### Stored rows ###

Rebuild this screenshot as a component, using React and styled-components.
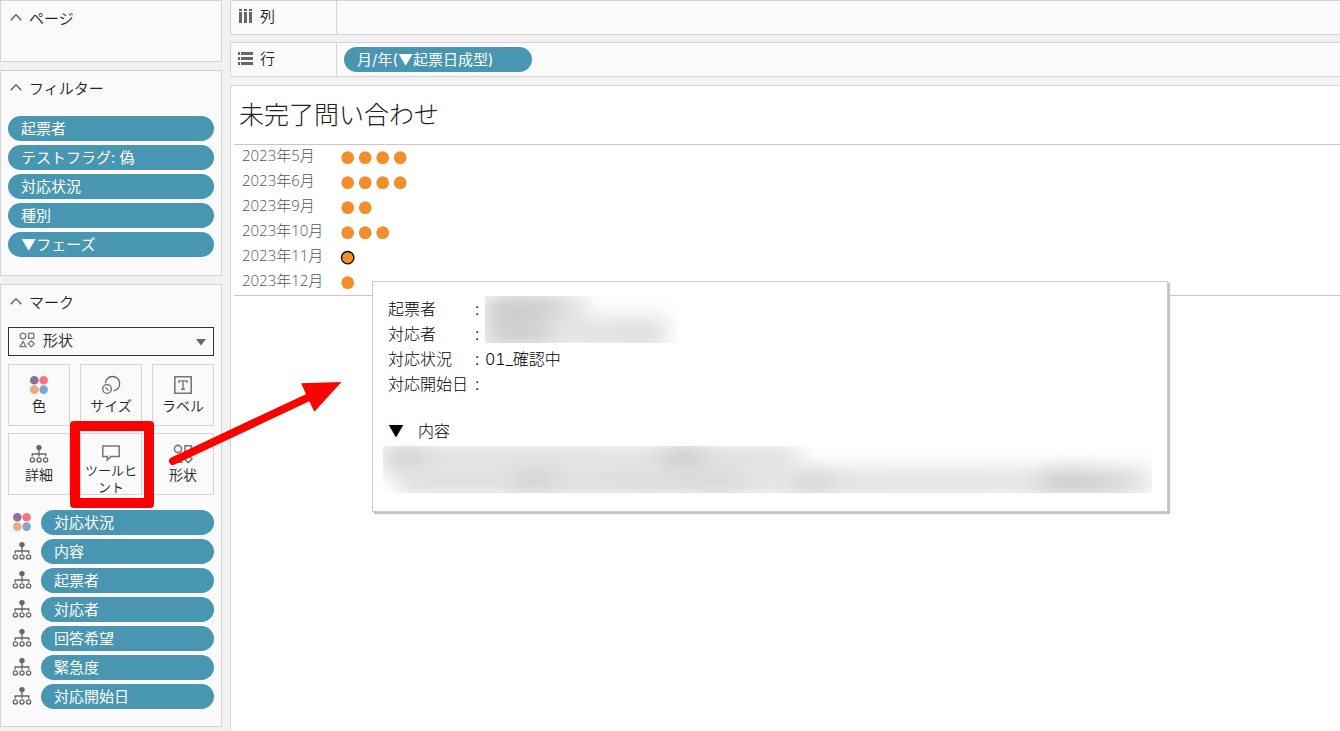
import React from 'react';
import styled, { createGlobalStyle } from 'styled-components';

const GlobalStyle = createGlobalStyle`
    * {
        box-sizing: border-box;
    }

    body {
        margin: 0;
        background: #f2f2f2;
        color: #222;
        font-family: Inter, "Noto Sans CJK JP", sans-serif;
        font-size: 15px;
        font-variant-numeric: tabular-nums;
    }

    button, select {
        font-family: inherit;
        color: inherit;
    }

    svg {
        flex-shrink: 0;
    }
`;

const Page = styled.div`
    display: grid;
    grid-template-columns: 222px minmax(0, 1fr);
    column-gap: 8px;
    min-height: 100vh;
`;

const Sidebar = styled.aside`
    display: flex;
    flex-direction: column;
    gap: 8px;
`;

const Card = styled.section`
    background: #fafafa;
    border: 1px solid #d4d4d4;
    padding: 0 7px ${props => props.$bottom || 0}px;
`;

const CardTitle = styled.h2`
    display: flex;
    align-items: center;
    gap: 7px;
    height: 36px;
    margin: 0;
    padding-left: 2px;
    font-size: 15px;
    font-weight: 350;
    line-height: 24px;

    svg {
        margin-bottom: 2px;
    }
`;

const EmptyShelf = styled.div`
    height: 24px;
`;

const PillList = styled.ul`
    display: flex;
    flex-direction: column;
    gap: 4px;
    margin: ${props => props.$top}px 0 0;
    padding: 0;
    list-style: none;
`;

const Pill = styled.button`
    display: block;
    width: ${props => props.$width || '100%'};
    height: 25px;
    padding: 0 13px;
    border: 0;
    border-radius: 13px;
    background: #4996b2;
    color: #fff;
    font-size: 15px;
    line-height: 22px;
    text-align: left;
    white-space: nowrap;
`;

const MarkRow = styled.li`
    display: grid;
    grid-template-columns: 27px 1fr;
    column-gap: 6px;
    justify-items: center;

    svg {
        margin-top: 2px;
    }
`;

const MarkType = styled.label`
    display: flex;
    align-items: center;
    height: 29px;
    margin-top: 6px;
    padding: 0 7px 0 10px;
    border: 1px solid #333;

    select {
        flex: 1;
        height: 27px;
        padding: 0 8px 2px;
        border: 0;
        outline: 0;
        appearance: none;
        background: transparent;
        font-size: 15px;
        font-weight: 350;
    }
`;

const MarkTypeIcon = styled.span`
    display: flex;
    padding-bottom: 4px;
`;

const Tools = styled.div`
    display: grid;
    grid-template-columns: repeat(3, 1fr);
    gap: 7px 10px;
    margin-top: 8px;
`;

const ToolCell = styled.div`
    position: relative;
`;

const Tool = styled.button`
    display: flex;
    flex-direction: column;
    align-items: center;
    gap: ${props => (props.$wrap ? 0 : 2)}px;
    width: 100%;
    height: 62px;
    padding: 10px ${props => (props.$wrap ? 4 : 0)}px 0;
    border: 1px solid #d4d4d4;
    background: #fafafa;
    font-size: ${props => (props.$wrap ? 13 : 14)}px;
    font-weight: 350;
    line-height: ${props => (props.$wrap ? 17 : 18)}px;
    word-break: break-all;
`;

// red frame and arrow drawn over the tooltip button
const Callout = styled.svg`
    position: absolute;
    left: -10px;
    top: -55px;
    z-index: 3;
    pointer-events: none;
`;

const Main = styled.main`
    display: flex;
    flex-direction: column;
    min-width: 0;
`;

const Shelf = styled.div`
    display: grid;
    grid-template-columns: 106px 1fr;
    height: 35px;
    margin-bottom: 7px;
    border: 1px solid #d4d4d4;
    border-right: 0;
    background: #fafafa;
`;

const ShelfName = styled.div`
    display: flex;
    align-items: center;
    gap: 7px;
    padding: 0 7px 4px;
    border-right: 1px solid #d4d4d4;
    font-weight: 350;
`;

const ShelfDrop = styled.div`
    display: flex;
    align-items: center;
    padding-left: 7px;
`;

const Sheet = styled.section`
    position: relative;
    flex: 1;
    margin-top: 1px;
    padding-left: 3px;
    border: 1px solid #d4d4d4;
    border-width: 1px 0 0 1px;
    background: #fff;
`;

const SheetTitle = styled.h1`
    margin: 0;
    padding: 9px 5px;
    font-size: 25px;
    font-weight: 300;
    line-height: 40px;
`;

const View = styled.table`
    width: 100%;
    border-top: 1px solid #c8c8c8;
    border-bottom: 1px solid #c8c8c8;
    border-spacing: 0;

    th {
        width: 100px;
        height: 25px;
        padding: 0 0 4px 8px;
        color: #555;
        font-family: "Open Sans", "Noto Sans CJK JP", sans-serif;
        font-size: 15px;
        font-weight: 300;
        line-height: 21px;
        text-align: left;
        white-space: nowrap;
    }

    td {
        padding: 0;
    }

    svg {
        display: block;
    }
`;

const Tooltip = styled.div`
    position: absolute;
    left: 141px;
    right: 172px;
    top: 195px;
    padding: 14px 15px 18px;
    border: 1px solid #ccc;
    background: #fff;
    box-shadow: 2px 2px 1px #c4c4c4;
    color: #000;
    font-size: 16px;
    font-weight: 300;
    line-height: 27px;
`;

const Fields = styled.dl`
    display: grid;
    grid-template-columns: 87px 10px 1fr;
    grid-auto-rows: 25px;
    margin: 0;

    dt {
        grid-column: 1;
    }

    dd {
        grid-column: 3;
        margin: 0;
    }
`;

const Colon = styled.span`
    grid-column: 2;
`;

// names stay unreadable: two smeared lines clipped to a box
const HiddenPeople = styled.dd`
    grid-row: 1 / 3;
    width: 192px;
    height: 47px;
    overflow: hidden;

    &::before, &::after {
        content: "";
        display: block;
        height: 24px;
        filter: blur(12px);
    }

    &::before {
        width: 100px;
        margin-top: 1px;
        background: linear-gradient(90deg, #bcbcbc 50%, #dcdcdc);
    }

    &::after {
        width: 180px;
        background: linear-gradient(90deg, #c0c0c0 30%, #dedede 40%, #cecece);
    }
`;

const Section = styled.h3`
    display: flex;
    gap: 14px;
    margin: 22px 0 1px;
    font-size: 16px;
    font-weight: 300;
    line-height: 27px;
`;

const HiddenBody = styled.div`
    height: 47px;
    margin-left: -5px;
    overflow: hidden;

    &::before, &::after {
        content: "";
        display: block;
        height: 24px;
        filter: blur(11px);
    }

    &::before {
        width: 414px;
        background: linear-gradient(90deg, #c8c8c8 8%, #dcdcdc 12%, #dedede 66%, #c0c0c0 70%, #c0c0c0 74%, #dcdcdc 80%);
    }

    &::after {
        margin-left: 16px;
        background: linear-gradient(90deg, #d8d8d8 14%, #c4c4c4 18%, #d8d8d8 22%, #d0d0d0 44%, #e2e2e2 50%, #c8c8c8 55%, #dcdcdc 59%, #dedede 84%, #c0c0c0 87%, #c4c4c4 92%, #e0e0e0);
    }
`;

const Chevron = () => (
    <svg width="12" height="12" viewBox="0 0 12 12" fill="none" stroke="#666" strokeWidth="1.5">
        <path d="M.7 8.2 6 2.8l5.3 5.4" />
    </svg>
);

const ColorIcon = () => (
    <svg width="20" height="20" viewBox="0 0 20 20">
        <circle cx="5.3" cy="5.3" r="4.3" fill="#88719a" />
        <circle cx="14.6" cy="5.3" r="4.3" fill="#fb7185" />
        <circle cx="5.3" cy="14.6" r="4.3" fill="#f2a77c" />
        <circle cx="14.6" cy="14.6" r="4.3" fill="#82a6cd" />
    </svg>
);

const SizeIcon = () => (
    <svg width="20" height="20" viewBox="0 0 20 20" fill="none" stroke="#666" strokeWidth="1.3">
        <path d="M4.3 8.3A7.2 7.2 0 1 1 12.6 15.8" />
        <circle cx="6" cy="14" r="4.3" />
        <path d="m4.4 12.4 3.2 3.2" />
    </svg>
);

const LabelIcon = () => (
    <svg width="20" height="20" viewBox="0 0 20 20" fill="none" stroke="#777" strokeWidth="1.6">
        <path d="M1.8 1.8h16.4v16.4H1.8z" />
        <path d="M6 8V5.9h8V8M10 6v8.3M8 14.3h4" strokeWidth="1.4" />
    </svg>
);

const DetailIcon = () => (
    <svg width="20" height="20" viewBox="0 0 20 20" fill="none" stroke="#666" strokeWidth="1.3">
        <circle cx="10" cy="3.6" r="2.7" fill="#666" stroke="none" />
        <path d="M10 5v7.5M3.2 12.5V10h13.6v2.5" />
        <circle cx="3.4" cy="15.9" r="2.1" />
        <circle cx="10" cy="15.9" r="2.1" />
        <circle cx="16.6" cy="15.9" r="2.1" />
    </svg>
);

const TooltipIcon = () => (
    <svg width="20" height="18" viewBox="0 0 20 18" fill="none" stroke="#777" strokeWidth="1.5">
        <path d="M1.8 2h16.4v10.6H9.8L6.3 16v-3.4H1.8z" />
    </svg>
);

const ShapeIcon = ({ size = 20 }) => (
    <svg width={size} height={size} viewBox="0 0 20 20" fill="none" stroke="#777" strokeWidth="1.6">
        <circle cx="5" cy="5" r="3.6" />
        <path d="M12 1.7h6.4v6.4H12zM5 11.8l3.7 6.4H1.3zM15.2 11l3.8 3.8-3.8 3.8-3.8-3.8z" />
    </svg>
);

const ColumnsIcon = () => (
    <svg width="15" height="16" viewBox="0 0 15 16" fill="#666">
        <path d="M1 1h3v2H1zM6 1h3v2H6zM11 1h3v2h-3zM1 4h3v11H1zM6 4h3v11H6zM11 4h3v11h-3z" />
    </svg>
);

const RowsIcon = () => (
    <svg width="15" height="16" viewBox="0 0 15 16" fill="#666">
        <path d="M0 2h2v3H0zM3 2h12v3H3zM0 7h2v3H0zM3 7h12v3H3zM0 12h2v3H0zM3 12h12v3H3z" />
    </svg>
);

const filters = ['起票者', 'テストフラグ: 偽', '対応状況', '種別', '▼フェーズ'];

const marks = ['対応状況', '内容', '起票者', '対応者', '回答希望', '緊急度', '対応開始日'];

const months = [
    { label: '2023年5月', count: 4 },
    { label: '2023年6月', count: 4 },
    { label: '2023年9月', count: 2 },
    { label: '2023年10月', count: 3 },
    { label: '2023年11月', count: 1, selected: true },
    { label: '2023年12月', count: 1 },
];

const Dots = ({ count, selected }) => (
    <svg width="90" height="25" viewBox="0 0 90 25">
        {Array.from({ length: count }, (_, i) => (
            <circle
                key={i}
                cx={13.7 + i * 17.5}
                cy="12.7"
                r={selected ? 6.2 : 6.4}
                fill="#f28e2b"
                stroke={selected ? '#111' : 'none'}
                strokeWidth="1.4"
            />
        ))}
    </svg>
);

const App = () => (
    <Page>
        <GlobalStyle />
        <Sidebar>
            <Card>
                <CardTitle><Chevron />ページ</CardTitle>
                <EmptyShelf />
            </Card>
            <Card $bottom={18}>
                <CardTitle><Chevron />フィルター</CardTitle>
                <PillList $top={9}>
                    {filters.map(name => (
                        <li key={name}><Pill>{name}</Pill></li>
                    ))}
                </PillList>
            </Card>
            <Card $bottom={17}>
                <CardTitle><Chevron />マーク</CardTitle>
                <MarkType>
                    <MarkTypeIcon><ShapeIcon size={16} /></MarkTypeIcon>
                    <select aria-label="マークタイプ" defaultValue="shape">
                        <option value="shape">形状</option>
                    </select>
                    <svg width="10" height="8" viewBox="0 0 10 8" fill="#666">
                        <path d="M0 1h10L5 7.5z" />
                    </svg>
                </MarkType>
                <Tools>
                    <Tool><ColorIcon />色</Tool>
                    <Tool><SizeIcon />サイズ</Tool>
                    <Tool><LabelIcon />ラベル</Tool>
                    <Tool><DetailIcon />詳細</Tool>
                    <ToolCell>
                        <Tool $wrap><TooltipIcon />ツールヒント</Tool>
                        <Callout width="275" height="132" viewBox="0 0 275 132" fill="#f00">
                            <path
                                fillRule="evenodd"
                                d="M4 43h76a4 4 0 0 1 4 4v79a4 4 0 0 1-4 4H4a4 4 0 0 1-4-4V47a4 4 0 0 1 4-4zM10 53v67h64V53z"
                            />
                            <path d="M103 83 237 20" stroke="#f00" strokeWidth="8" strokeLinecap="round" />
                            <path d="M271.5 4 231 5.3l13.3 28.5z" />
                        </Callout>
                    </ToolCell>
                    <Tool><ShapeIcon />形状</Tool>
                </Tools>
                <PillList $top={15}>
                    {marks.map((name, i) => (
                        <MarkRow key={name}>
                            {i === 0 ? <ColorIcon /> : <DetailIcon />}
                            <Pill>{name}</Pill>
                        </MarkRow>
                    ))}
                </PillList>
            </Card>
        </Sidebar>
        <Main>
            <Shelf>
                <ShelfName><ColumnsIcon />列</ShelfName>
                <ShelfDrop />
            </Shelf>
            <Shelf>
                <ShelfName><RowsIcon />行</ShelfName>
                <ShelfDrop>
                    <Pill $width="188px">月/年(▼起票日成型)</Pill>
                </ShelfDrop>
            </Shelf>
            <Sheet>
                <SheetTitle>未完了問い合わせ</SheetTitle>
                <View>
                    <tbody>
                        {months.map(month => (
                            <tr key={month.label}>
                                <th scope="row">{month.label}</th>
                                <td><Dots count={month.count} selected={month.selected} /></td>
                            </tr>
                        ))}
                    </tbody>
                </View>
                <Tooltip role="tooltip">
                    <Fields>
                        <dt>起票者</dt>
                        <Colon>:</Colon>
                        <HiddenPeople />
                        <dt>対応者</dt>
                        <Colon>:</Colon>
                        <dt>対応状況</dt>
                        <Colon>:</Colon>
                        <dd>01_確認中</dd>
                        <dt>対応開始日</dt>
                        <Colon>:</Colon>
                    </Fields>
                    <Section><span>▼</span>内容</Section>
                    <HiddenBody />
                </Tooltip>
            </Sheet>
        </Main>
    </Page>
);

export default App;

###
### Stored rows ###

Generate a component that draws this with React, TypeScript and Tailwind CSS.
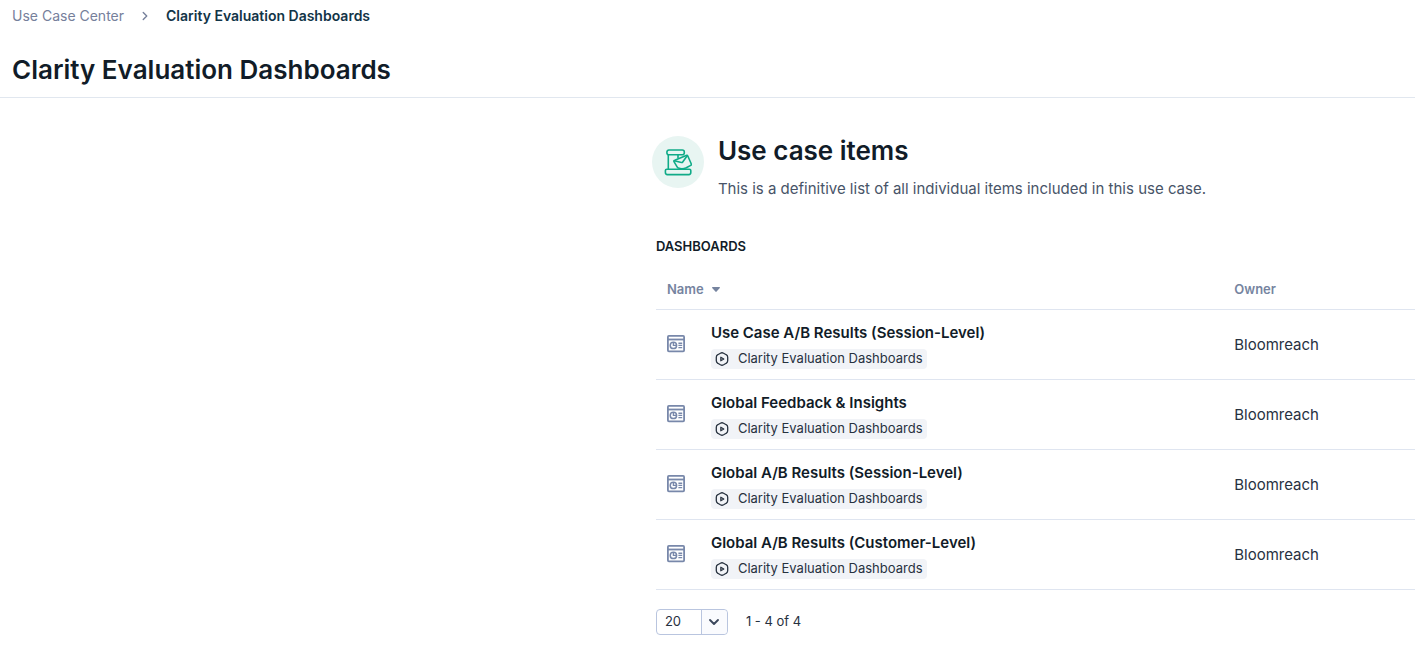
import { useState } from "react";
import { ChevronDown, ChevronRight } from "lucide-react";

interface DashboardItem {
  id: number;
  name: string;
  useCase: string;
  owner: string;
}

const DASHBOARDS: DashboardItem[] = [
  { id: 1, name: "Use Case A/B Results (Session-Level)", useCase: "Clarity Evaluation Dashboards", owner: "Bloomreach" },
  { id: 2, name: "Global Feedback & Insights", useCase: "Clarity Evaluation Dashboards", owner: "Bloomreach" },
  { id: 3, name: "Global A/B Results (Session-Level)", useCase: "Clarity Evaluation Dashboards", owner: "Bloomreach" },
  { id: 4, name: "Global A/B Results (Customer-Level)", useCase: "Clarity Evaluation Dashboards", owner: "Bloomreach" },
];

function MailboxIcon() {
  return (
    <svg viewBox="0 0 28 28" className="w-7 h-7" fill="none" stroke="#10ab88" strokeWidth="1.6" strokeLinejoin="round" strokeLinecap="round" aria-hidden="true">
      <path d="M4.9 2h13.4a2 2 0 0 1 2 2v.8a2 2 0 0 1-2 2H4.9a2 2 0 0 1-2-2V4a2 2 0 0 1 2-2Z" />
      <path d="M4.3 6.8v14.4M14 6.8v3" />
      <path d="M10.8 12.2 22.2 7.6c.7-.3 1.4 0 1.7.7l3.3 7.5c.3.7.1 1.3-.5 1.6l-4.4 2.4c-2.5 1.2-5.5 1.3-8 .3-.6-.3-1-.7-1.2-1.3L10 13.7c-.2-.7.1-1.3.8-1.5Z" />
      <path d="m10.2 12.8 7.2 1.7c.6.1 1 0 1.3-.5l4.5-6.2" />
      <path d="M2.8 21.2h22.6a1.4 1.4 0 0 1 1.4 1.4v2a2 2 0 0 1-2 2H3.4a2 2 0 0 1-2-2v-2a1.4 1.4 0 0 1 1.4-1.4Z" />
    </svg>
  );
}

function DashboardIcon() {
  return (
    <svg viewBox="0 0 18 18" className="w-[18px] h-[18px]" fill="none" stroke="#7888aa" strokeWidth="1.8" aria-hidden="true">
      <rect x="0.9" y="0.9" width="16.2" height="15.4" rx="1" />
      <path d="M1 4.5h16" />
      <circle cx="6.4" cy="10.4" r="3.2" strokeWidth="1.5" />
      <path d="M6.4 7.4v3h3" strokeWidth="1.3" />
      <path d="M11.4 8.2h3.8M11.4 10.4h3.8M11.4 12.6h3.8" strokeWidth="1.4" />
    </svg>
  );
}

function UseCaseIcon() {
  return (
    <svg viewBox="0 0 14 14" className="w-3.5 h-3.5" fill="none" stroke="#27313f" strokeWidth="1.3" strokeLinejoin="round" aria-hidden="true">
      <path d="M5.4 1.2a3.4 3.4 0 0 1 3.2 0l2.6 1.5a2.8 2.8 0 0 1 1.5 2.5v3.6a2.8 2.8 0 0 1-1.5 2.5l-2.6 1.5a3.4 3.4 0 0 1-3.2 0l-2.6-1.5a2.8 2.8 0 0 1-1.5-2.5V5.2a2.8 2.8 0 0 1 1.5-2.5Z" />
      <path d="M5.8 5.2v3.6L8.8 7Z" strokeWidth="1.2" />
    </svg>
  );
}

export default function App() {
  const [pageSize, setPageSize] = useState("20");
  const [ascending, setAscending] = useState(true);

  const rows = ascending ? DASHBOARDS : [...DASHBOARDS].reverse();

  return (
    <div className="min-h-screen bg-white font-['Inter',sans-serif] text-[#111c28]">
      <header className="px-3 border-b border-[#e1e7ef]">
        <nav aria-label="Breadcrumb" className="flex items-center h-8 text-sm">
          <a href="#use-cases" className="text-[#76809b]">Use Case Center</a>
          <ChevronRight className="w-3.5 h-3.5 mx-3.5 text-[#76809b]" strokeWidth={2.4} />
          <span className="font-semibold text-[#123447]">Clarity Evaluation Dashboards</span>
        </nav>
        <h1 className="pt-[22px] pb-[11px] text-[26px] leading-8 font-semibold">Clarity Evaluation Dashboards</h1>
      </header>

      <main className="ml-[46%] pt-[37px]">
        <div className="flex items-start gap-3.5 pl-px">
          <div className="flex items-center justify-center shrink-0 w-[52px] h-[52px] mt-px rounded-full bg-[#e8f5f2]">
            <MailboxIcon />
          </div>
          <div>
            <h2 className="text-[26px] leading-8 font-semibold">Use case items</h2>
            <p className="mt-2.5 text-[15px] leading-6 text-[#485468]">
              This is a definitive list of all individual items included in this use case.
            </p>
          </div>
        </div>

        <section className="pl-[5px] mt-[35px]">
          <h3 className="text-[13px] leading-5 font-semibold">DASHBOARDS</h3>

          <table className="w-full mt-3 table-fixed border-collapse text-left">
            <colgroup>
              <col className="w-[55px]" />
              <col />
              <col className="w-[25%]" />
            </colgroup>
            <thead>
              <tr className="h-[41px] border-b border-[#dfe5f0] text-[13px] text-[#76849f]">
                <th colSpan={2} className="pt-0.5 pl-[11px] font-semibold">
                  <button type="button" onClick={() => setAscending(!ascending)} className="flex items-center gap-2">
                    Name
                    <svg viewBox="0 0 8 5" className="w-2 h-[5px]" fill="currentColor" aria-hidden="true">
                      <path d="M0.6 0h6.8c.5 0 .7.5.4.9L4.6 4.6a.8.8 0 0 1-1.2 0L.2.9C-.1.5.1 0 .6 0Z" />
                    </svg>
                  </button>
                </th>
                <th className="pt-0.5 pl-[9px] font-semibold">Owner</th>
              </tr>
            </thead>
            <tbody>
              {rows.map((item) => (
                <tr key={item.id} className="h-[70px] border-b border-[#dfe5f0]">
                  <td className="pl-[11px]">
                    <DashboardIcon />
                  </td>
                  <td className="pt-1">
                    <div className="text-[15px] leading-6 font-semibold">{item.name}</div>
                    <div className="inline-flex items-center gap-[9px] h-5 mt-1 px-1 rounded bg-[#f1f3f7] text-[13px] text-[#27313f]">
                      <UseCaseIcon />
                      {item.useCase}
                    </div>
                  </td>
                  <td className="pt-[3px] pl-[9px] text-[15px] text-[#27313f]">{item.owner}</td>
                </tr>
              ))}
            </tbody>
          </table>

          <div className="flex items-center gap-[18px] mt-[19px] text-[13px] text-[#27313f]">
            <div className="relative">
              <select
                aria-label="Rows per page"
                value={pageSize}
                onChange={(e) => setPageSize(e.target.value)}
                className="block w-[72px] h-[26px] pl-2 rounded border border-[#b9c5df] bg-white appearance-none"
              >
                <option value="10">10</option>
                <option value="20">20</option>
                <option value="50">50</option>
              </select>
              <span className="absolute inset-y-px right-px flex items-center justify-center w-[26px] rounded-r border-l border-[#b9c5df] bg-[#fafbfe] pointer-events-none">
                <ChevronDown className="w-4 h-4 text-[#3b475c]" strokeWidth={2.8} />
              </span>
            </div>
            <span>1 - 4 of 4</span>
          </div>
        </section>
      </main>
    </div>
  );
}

###

--- Your goal ---
Which lines include "this"? Copy each of them out.

--- Finished task ---
Rebuild this screenshot as a component, using React and styled-components.
Generate a component that draws this with React, TypeScript and Tailwind CSS.
              This is a definitive list of all individual items included in this use case.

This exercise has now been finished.